What to do if you didn’t get the ATAR you wanted
If you’re unhappy with your ATAR don’t freak out and assume you’ll never get into university. There are many different ways to get into Macquarie University and a large number of our very successful students come to us through non-traditional routes. What’s important is that you end up where you want to be and at Macquarie there’s a whole heap of options to get there.
NOTE: Please see the most recent article “Not the ATAR You Wanted?” for the most up to date Macquarie pathways.

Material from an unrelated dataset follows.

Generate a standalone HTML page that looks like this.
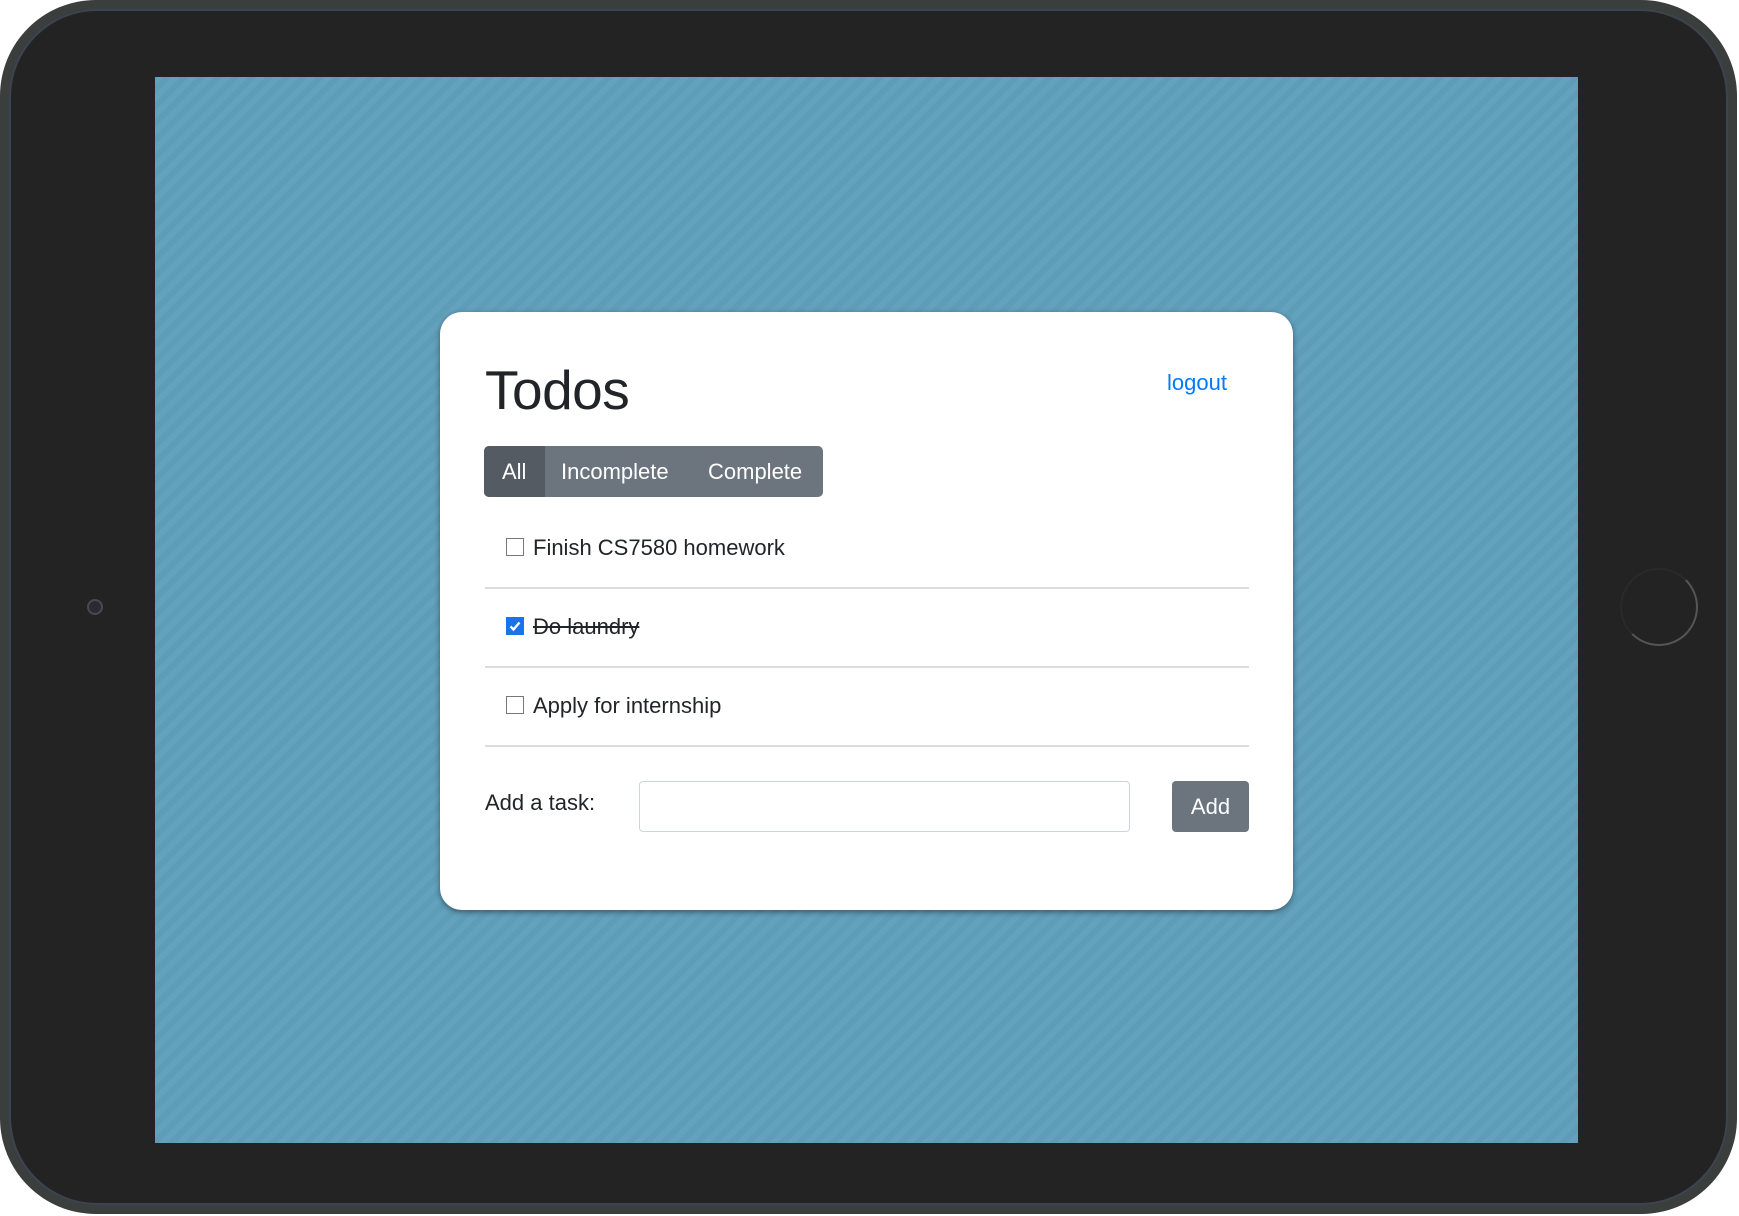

If you don’t have the ATAR for your preferred degree you can enrol in a Macquarie degree with a lower ATAR and transfer later on. This is known as an Internal Transfer and nowhere is it as easy as here! At Macquarie, you can transfer between entirely different degree areas (for example from a Bachelor of Commerce to a Bachelor of Health). Generally you only need to complete a semester’s worth of subjects and obtain somewhere between a pass and a credit average, although criteria varies between individual degrees. If you choose this option it’s a good idea to start in a course that is related to your desired degree. For example, you could start in a Bachelor of Science (last year’s ATAR cutoff was 75.15) and later transfer into a Bachelor of Science – Psychology (last year’s ATAR cutoff was 83.00). I used this method after my first year at Macquarie and it really is as simple as it sounds.
Non-award study is another common choice for recent high school leavers. This program allows students to study individual units without enrolling in a full degree. Once a student successfully completes 4 subjects and receives an average Pass mark or higher they are guaranteed a place in a Macquarie Bachelor degree program. In addition, the completed non-award units count towards the full degree. What’s even better is that once a non-award student is accepted into a degree they are indistinguishable from all other students and have access to all of Macquarie’s facilities. The only restrictions are that this pathway requires a minimum ATAR of 50 and fees are paid upfront.
Another main alternate pathway for students wishing to study at Macquarie University is to enter via the Sydney Institute of Business and Technology (SIBT). In this program students undertake the first year units of their preferred degree with SIBT instead of Macquarie. They’re taught on Macquarie University’s campus, by Macquarie University approved staff and do identical units to students in the full degree program. The difference is that SIBT has smaller class sizes and more support from staff to help students succeed. SIBT students also have full access to Macquarie facilities like the library, gym, food court and shops. If students achieve a GPA of 1.5 (slightly below a pass average) after one year they can usually transfer directly into the second year of the full Macquarie Degree. A minimum ATAR of 60 applies in order to study through SIBT.
Even More Options
Some other common pathways include starting a degree in second semester when less students apply or studying a Diploma of Languages and later transferring into a Bachelor of Arts after completing the required amount of units with a GPA of 2.0. This pathway is open to all applicants and has no admission criteria. Macquarie University has more entry options than almost any other university in Australia and these are just a sample of the more popular ones. Other pathways include Open Universities Australia, Mature Age Entry, Distance Education, the STAT Test and transferring from another university or TAFE. To see the most recent Macquarie pathways please see the article “Not the ATAR You Wanted?”
Macquarie tries to have a range of pathways into university in order to give all sorts of different people the opportunity to study something they’re interested in. University isn’t just for people who can study really hard or remember a lot of facts, it has something for everyone. If you’re still disappointed with your ATAR just remember that after a few years no one cares what your score was or how you got into university. After three years at Macquarie I can honestly say that no one has ever asked me about my HSC marks. None of that will matter, but what’s important is that you’re doing something rewarding and are hopefully learning about something you love.